The chart of ADM above also shows how boxes can act as resistance areas in a downtrend rally. The stock topped out, formed a consolidation and broke lower to start a possible 60 min downtrend. ADM tried to rally back up but quickly found resistance and continued to move lower.
Remember when I said that boxes are battles between bulls and bears? Boxes are also a reference area isn't it?
Therefore, the direction in which the price breaks out of the box will most likely send the stock chugging along in that direction.
In the 60 min chart of Apple above, I have drawn a few boxes across congestion areas. In the first box, Apple traded sideways and eventually broke above it. This told us that the bulls have won the battle and the likely direction for the next few trading bars should be up.
The second box appeared in early September. This time, the stock broke below the box and this told us that the bears have won this struggle. Therefore, the likely direction that Apple would go in the next few trading bars would be down.
Another box formed around the 19th of September. This time, the stock also broke below the box and hinted of more selling in the stock.
Does this work all the time?
Of course no. It will be foolish to think that this analysis works all the time. If it works all the time there will be no false breakouts. What this method gives the trader is a simple tool to see where the stock is likely to move in the short term.
It also takes some time to learn how to correctly draw a box.
You need to practice and learn how to spot boxes and imagine the boxes there. Do not simply draw a box across a wide are or across any congestion area. This is reading too much into the stock chart. You need to be realistic and learn how to draw a nice simple box.

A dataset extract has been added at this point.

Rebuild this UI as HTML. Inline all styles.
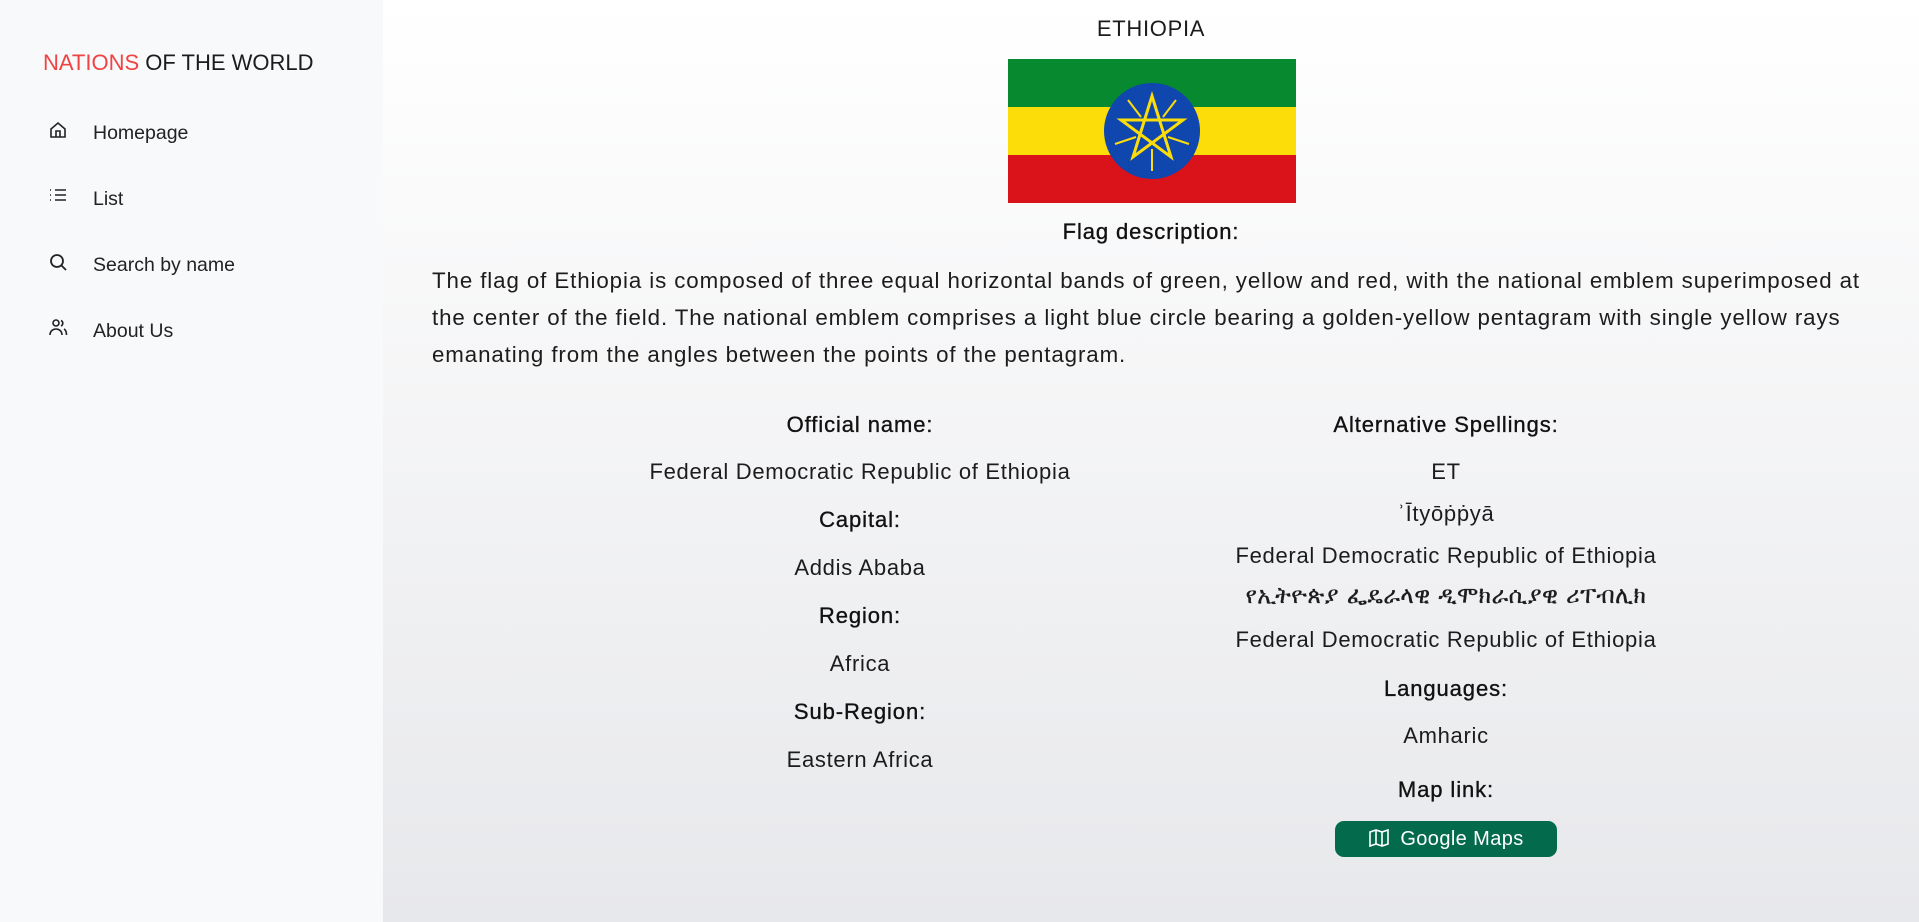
<!DOCTYPE html>
<html><head><meta charset="utf-8"><style>
*{margin:0;padding:0;box-sizing:border-box}
body{width:1919px;height:922px;overflow:hidden;font-family:"Liberation Sans","DejaVu Sans",sans-serif;color:#1c1c1c;background:linear-gradient(#fff,#e7e8eb);position:relative}
.side{position:absolute;left:0;top:0;width:383px;height:922px;background:#f8f9fb}
.logo{position:absolute;left:43px;top:50px;font-size:22px;letter-spacing:0}
.logo span{color:#ef4444}
.nav{position:absolute;left:93px;font-size:19.5px;color:#222}
.ic{position:absolute;left:48px;width:20px;height:20px}
.c{position:absolute;text-align:center;font-size:22px;white-space:nowrap;letter-spacing:0.7px}
.h{-webkit-text-stroke:0.35px #111;color:#111;letter-spacing:0.9px}
.l{left:560px;width:600px}
.r{left:1146px;width:600px}
p.d{position:absolute;left:432px;top:262px;width:1450px;font-size:22.3px;line-height:37px;letter-spacing:0.9px}
.btn{position:absolute;left:1335px;top:821px;width:222px;height:36px;background:#036b4c;border-radius:9px;color:#fff;font-size:20px;line-height:36px;text-align:center;letter-spacing:0.4px}
</style></head><body>
<div class="side">
<div class="logo"><span>NATIONS</span> OF THE WORLD</div>
<svg class="ic" style="top:120px" viewBox="0 0 20 20" fill="none" stroke="#222" stroke-width="1.6"><path d="M3 9L10 3l7 6v8H3z"/><path d="M8 17v-6h4v6"/></svg>
<div class="nav" style="top:122px">Homepage</div>
<svg class="ic" style="top:186px" viewBox="0 0 20 20" fill="none" stroke="#222" stroke-width="1.6"><path d="M7 4h11M7 9h11M7 14h11M2 4h1M2 9h1M2 14h1"/></svg>
<div class="nav" style="top:188px">List</div>
<svg class="ic" style="top:252px" viewBox="0 0 20 20" fill="none" stroke="#222" stroke-width="1.8"><circle cx="9" cy="9" r="6"/><path d="M13.5 13.5L18 18"/></svg>
<div class="nav" style="top:254px">Search by name</div>
<svg class="ic" style="top:318px" viewBox="0 0 20 20" fill="none" stroke="#222" stroke-width="1.6"><circle cx="8" cy="5" r="3"/><path d="M2 17c0-4 3-6 6-6s6 2 6 6M13 2.5a3 3 0 010 5.5M16 11c2 1 2.5 3 2.5 6"/></svg>
<div class="nav" style="top:320px">About Us</div>
</div>
<div class="c" style="left:851px;width:600px;top:16px;font-size:22px">ETHIOPIA</div>
<svg style="position:absolute;left:1008px;top:59px" width="288" height="144" viewBox="0 0 288 144">
<rect width="288" height="48" fill="#078930"/><rect y="48" width="288" height="48" fill="#fcdd09"/><rect y="96" width="288" height="48" fill="#da121a"/>
<circle cx="144" cy="72" r="48" fill="#0f47af"/>
<g stroke="#fcdd09" stroke-width="3" fill="none">
<path d="M144 37L163 98L113 61H175L125 98Z"/>
<path d="M144 90V112M160 78L181 85M155 58L168 41M133 58L120 41M128 78L107 85" stroke-width="2"/>
</g></svg>
<div class="c h" style="left:851px;width:600px;top:219px">Flag description:</div>
<p class="d">The flag of Ethiopia is composed of three equal horizontal bands of green, yellow and red, with the national emblem superimposed at the center of the field. The national emblem comprises a light blue circle bearing a golden-yellow pentagram with single yellow rays emanating from the angles between the points of the pentagram.</p>
<div class="c h l" style="top:412px">Official name:</div>
<div class="c l" style="top:459px">Federal Democratic Republic of Ethiopia</div>
<div class="c h l" style="top:507px">Capital:</div>
<div class="c l" style="top:555px">Addis Ababa</div>
<div class="c h l" style="top:603px">Region:</div>
<div class="c l" style="top:651px">Africa</div>
<div class="c h l" style="top:699px">Sub-Region:</div>
<div class="c l" style="top:747px">Eastern Africa</div>
<div class="c h r" style="top:412px">Alternative Spellings:</div>
<div class="c r" style="top:459px">ET</div>
<div class="c r" style="top:501px">ʾĪtyōṗṗyā</div>
<div class="c r" style="top:543px">Federal Democratic Republic of Ethiopia</div>
<div class="c r" style="top:583px;font-size:23px;letter-spacing:0.5px;-webkit-text-stroke:0.3px #1c1c1c;font-family:'DejaVu Sans','Noto Sans CJK SC',sans-serif">የኢትዮጵያ ፌዴራላዊ ዲሞክራሲያዊ ሪፐብሊክ</div>
<div class="c r" style="top:627px">Federal Democratic Republic of Ethiopia</div>
<div class="c h r" style="top:676px">Languages:</div>
<div class="c r" style="top:723px">Amharic</div>
<div class="c h r" style="top:777px">Map link:</div>
<div class="btn"><svg width="22" height="22" viewBox="0 0 22 22" fill="none" stroke="#fff" stroke-width="1.6" style="vertical-align:-4px;margin-right:10px"><path d="M2 5l6-2 6 2 6-2v14l-6 2-6-2-6 2zM8 3v14M14 5v14"/></svg>Google Maps</div>
</body></html>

Let me show you another chart. The chart above is the 60 min chart of ABBV. Once again, I have drawn 2 boxes to make it easier for you to see. In the first box, the winner was the bulls. The stock broke higher out of the box and therefore the likely direction for the next few trading bars will be up.
The second box was also won by the bulls. Therefore, the bias for the next few trading bars will be for the bulls. ABBV rose higher after it broke out of the second box.
What you have learned is how to gauge the probability of which direction the stock is likely to move in the short term. There are no certainties in the stock market. But with enough practice at spotting boxes, you will increase the probability of knowing the short term direction correctly.
It is not easy to learn to use boxes. Like every discipline in technical analysis, it takes time and experience to be able to master this tool. When you are able to fully utilize this simple little technique, it will open up a whole new way to analyze stocks that you have never known. It will also help to increase your accuracy and trading profits.